Elles viennent de villages distants de quelques dizaines de kilomètres, dans cette partie orientale du Sénégal où les pistes poussiéreuses mènent souvent à l’isolement médical. Pourtant, les histoires de Faty Diouf et Fatima Ly se rejoignent dans un même combat : vaincre la fistule obstétricale, cette blessure intime qui ronge le corps et brise parfois les vies.
Faty Diouf (nom d’emprunt), native de Séoudji dans le département de Bakel, a porté sa douleur pendant des années ans. Mariée à treize ans, mère de sept enfants, c’est lors de son dernier accouchement, à domicile, que le drame s’est noué. L’enfant se présentait mal, le pied en premier. La matrone du village ne pouvait rien. Évacuée tardivement, Faty, 62 ans aujourd’hui, en est sortie marquée à vie. Depuis, elle vit avec des écoulements continus, des couches de fortune, et un combat chirurgical sans fin. Pourtant, elle a eu la chance rare de ne pas être abandonnée : son mari est resté, vendant son bétail pour payer ses soins, l’accompagnant à chaque opération.
Fatima Ly, elle, n’a pas eu ce soutien. Mariée à quinze ans, elle a contracté la fistule à la naissance de son quatrième enfant. Deux ans de douleurs, d’isolement, d’humiliation, avant qu’une sage-femme ne la mette sur la voie de la guérison. Quand enfin le traitement a été possible, son mari avait déjà tourné la page, prétextant le poids financier de la maladie. Ainsi, Fatima, 30 ans, est retournée vivre chez ses parents, aidée par sa mère commerçante, élevant seule ses trois enfants.
Aujourd’hui le regard de ces deux femmes se croise dans le même éclat d’espoir : elles sont guéries. Si Faty rêve encore d’une intervention qui mettrait définitivement fin à son calvaire, Fatima, elle, veut retrouver son autonomie, lancer un petit commerce pour nourrir sa famille. Et pourquoi ne pas reprendre sa place dans le foyer qu’elle a dû quitter. « Je veux retourner avec mon mari qui m’avait abandonnée lors de la ma maladie.

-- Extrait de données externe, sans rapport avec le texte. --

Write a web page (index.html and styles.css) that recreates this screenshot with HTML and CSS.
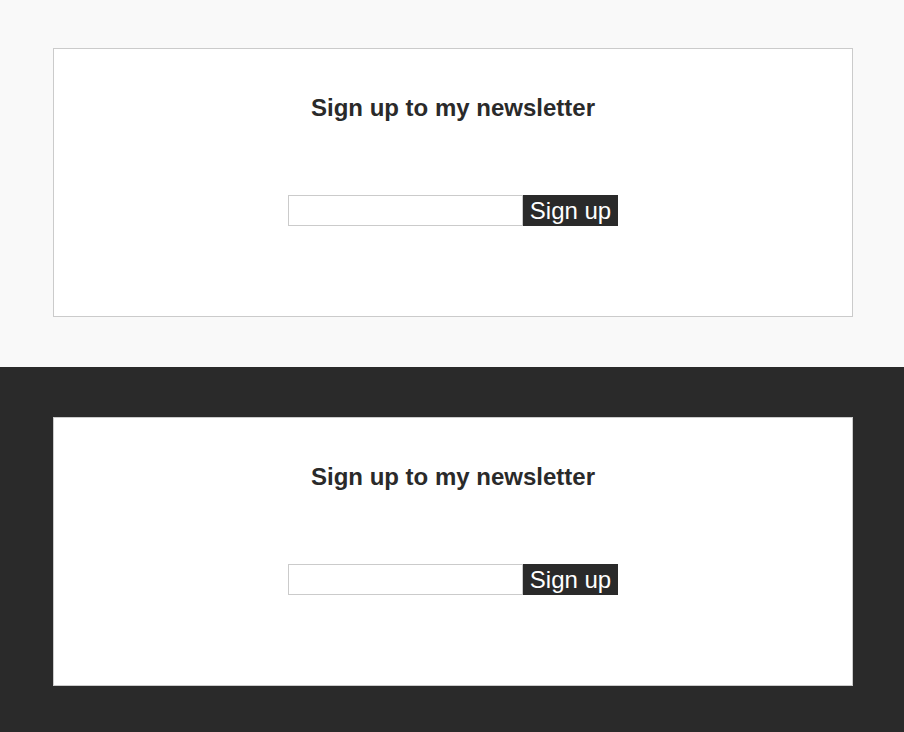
FILE: index.html
```html
<!DOCTYPE html>
<html lang="en">
<head>
<meta charset="utf-8">
<title>Newsletter</title>
<link rel="stylesheet" href="styles.css">
</head>
<body>
<section class="band band-light">
  <div class="card">
    <h2 class="title">Sign up to my newsletter</h2>
    <form class="form">
      <input class="field" type="email" aria-label="Email">
      <button class="btn" type="button">Sign up</button>
    </form>
  </div>
</section>
<section class="band band-dark">
  <div class="card">
    <h2 class="title">Sign up to my newsletter</h2>
    <form class="form">
      <input class="field" type="email" aria-label="Email">
      <button class="btn" type="button">Sign up</button>
    </form>
  </div>
</section>
</body>
</html>
```
FILE: styles.css
```css
* { box-sizing: border-box; }
html, body { margin: 0; padding: 0; }
body {
  font-family: "Liberation Sans", Arial, Helvetica, sans-serif;
  color: #2a2a2a;
  background: #2a2a2a;
}
.band {
  padding: 48px 51px 50px 53px;
}
.band-light { background: #f9f9f9; }
.band-dark { background: #2a2a2a; padding-top: 50px; }
.card {
  width: 800px;
  height: 269px;
  background: #fff;
  border: 1px solid #cbcbcb;
  padding-top: 45px;
  display: flex;
  flex-direction: column;
  align-items: center;
}
.title {
  margin: 0;
  font-size: 24px;
  line-height: 28px;
  font-weight: bold;
  color: #2a2a2a;
}
.form {
  margin: 73px 0 0 0;
  display: flex;
}
.field {
  width: 235px;
  height: 31px;
  margin: 0;
  border: 1px solid #cbcbcb;
  background: #fff;
  padding: 0 4px;
  font: inherit;
  outline: none;
}
.btn {
  width: 95px;
  height: 31px;
  margin: 0;
  border: 0;
  background: #2a2a2a;
  color: #fff;
  font-family: "Liberation Sans", Arial, Helvetica, sans-serif;
  font-size: 24px;
  line-height: 31px;
  padding: 0;
  cursor: pointer;
}
```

Je lui ai pardonné », clame-t-elle, insouciante. Deux chemins différents, mais un même message silencieux : derrière chaque fistule réparée, il y a une femme qui a survécu à la douleur, à l’exclusion, et parfois à l’abandon. Dans cette partie du Sénégal, le « Boundou », leur victoire reste fragile, mais elle brille comme une promesse : celle que plus aucune femme ne devrait avoir à choisir entre sa dignité et sa survie.